## start Information shown
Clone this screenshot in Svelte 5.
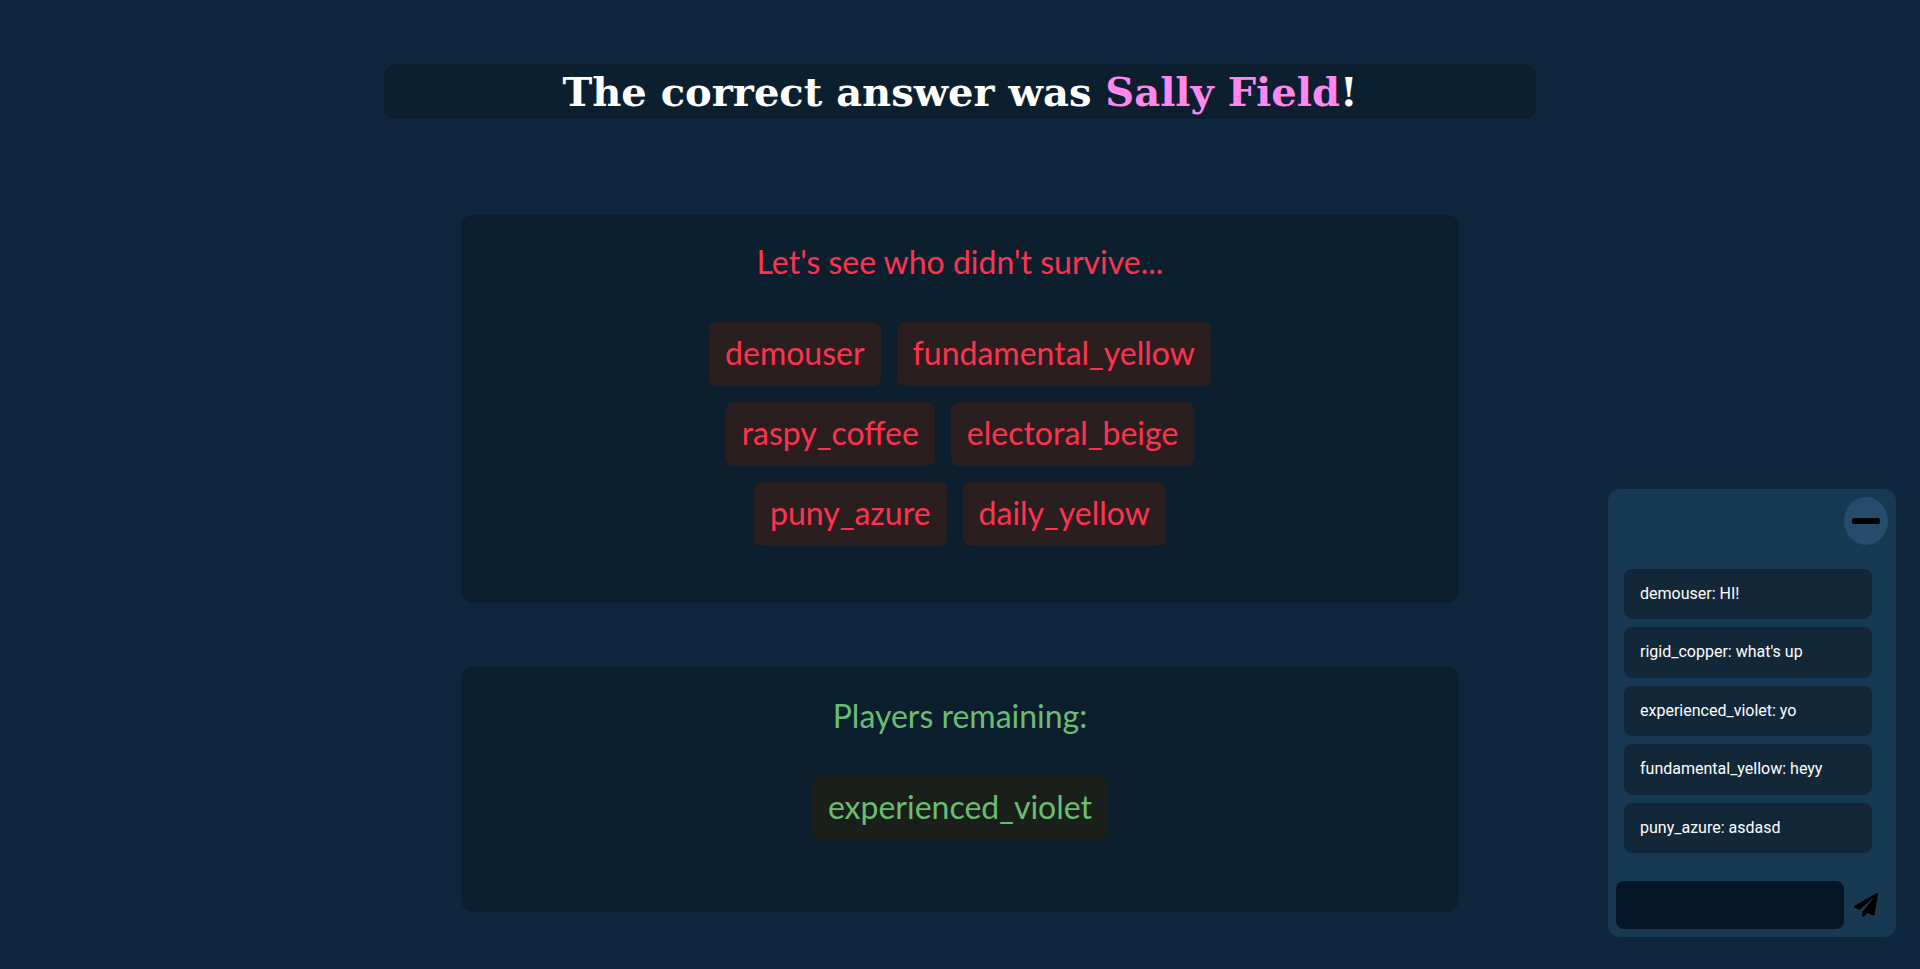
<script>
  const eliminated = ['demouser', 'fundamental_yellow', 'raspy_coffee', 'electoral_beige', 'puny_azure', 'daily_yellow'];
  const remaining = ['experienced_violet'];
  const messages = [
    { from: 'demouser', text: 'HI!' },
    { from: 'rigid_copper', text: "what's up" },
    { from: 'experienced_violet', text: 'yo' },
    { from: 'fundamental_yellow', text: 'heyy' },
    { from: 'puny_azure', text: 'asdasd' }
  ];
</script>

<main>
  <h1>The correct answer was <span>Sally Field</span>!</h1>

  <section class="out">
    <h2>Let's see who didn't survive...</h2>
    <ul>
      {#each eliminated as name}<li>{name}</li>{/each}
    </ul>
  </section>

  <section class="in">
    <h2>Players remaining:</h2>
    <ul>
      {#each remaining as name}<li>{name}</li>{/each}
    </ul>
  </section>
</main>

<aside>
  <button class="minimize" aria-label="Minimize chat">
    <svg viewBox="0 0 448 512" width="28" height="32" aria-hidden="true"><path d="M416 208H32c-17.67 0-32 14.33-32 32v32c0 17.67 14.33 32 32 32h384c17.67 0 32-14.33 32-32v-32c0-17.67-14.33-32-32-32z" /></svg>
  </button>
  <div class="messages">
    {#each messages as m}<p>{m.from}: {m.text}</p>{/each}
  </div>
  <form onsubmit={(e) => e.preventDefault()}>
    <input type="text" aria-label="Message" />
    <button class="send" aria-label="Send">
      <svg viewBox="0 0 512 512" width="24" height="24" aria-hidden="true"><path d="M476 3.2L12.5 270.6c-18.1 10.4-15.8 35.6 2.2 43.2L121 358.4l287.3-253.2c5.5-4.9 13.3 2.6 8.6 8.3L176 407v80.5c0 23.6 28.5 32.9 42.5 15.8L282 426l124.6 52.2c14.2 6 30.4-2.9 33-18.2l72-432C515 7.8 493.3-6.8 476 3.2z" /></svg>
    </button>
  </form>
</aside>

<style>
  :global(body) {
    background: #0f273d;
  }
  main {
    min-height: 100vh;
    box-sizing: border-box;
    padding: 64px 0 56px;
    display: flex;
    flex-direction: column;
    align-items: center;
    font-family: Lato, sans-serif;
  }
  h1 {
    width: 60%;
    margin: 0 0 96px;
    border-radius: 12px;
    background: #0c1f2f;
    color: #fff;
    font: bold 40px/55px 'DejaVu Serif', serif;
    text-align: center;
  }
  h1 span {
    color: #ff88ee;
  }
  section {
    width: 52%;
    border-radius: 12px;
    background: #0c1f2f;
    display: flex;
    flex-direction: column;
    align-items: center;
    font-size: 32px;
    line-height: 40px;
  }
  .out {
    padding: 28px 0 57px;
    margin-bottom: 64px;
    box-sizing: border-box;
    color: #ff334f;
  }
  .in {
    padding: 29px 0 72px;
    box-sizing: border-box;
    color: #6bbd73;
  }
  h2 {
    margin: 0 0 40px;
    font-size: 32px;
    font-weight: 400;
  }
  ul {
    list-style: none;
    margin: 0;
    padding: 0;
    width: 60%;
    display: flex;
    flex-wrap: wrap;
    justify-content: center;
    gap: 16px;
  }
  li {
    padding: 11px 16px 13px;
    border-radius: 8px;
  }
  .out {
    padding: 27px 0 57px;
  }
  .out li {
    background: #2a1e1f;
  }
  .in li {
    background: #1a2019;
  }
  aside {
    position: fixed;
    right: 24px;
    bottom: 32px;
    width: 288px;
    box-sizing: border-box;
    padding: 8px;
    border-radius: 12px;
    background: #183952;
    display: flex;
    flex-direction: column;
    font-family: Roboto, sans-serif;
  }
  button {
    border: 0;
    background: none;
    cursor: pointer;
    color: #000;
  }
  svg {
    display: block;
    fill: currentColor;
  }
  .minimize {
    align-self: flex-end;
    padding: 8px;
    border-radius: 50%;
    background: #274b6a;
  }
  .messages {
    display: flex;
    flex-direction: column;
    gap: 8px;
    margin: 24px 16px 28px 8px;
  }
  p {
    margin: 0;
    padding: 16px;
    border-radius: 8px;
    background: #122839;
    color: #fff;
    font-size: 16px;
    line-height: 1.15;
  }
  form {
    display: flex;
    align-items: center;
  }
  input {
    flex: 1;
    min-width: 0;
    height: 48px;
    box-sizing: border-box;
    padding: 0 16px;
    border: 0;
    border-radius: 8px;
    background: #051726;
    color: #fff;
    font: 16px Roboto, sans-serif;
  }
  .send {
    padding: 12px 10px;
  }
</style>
## end Information shown
## start Information shown
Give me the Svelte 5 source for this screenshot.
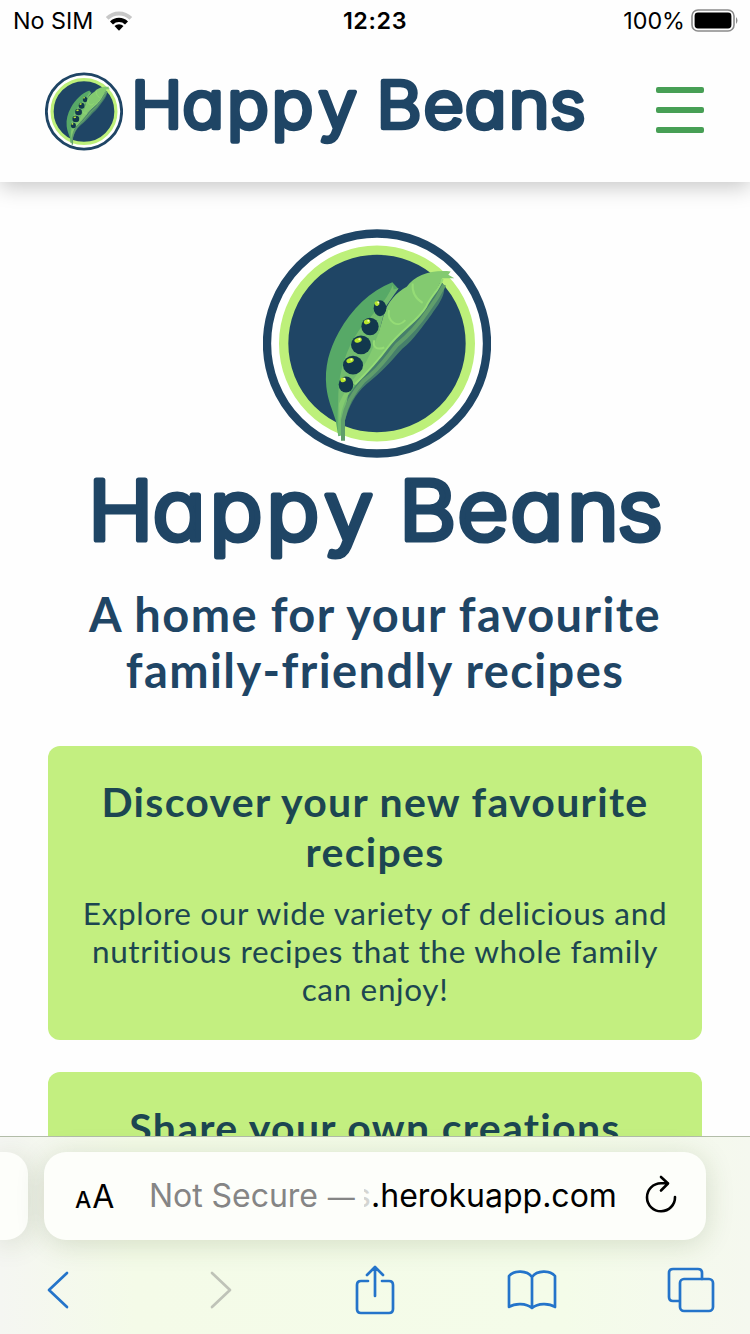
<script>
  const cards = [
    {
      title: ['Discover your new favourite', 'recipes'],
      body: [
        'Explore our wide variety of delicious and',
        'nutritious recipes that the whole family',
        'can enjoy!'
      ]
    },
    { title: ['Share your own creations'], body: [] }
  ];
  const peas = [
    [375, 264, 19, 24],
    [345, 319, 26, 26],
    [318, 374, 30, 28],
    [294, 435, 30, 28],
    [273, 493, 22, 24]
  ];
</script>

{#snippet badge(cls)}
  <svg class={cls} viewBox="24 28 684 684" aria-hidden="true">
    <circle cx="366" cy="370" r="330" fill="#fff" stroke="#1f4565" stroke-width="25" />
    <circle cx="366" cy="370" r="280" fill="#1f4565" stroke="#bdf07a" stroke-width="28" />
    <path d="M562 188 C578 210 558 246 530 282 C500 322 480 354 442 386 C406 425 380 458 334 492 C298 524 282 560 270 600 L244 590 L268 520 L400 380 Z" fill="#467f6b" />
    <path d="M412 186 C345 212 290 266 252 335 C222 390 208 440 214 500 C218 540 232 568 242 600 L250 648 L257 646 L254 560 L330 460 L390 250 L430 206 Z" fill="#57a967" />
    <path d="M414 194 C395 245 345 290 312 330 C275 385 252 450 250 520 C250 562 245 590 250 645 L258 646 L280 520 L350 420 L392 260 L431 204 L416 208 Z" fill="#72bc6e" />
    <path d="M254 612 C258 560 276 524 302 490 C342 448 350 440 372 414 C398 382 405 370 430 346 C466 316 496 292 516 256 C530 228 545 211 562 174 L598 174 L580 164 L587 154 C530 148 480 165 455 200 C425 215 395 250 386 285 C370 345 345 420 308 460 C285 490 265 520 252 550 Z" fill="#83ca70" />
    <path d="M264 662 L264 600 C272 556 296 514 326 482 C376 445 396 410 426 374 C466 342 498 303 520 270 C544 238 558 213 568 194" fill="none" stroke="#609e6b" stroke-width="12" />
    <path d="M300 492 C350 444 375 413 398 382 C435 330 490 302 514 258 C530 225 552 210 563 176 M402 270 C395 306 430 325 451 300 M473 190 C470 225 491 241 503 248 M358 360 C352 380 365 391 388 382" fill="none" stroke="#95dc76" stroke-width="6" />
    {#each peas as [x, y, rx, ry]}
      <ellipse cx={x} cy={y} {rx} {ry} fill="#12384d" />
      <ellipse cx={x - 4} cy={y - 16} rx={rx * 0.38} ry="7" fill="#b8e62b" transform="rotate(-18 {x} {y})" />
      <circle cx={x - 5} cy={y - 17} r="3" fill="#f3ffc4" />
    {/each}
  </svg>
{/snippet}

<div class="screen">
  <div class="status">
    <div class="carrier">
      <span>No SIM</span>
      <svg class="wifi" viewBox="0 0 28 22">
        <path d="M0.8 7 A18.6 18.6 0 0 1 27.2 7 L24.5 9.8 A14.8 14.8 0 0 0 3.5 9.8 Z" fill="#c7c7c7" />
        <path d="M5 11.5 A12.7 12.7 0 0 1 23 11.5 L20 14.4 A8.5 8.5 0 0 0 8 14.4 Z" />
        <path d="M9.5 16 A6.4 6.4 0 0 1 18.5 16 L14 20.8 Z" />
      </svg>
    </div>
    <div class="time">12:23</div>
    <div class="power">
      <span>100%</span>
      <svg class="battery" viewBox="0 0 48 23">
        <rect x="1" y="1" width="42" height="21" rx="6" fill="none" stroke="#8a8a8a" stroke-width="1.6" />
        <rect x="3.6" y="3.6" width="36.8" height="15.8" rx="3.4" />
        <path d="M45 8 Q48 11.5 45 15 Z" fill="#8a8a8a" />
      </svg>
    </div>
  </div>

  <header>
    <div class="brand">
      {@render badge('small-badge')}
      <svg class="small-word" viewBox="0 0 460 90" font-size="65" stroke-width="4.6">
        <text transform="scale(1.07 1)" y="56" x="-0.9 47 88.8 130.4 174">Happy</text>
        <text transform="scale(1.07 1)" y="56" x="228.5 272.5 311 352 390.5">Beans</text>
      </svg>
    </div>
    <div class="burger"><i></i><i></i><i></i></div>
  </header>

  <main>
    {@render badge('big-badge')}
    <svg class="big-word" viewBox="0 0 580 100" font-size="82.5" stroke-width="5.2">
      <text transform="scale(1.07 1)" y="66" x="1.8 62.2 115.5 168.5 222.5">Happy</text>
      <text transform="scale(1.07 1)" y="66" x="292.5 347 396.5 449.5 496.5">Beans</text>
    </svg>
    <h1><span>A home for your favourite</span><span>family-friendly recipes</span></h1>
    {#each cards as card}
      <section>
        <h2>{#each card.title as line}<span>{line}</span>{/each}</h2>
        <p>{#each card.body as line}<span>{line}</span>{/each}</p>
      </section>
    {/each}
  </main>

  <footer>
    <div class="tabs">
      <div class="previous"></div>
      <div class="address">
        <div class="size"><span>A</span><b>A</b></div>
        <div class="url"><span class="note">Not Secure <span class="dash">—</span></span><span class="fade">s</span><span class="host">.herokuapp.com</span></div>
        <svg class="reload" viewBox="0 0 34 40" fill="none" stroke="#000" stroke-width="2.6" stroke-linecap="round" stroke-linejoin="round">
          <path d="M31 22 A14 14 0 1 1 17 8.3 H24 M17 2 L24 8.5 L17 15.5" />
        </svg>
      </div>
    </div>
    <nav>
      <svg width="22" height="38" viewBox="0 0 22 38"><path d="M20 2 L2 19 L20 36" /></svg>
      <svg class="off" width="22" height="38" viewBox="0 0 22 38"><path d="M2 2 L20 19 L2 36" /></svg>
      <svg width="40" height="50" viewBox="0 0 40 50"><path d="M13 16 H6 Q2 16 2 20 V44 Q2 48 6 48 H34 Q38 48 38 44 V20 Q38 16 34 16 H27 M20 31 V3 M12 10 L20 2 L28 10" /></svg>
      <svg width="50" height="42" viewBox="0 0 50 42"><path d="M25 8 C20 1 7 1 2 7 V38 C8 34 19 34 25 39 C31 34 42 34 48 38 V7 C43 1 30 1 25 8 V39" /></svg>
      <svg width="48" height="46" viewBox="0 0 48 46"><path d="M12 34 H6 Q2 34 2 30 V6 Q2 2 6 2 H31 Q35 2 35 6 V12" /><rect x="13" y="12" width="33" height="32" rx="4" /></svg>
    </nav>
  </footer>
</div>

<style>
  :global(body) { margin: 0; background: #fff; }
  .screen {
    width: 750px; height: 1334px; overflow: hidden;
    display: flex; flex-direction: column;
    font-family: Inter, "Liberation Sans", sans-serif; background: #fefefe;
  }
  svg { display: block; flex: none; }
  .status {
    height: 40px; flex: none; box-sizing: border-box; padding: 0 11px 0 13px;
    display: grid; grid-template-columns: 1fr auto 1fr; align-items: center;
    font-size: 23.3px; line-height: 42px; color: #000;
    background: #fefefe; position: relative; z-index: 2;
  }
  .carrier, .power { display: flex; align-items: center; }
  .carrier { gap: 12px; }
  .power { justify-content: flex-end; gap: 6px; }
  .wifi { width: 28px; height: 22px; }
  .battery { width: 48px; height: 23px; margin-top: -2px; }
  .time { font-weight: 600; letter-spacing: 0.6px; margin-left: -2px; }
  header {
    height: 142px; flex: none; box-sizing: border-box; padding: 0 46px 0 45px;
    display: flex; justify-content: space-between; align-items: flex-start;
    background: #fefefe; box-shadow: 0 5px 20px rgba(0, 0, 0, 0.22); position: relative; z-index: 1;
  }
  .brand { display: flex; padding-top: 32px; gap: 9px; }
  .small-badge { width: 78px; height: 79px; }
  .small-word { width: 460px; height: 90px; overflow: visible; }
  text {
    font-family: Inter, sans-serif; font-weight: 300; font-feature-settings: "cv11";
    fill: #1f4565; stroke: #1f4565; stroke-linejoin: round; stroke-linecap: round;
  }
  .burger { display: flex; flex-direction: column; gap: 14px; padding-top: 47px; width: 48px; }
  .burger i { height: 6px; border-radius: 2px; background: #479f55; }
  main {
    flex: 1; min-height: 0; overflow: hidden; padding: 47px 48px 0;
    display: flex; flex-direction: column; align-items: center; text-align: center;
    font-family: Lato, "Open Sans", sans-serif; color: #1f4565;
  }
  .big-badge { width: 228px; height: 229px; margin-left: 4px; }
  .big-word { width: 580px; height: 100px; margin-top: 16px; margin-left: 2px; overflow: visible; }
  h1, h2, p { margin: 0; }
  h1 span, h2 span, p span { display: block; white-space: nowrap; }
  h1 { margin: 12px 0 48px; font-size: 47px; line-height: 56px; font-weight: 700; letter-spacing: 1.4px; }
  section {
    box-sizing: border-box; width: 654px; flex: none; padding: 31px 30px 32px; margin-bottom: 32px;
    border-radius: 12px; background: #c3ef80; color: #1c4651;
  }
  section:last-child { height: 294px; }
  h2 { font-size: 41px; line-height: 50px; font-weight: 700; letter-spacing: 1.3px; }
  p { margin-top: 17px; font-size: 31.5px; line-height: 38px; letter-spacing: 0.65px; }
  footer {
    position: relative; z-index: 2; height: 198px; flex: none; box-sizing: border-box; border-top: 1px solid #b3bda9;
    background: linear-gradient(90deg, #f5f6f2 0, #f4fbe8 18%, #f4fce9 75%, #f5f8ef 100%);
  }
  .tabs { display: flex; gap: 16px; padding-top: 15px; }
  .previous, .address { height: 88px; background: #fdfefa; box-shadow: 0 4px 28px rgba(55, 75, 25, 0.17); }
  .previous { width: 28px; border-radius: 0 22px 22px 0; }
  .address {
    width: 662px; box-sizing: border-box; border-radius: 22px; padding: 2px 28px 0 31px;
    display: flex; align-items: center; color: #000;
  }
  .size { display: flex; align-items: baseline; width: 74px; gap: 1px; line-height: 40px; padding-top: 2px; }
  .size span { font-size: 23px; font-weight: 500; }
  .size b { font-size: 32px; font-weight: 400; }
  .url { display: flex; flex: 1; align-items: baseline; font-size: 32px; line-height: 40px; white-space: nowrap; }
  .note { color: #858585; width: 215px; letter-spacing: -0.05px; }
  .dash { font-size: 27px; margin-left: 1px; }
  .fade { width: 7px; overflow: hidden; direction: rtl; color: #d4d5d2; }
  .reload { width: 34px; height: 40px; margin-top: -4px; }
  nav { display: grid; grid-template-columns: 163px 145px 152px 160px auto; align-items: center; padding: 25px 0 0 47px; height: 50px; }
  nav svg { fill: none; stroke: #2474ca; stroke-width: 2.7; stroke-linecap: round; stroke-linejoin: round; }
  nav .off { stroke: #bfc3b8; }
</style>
## end Information shown
• _What you should do_
Search the preceding listing for the word "Svelte" and pull out every line that holds it.

• _The reply_
Clone this screenshot in Svelte 5.
Give me the Svelte 5 source for this screenshot.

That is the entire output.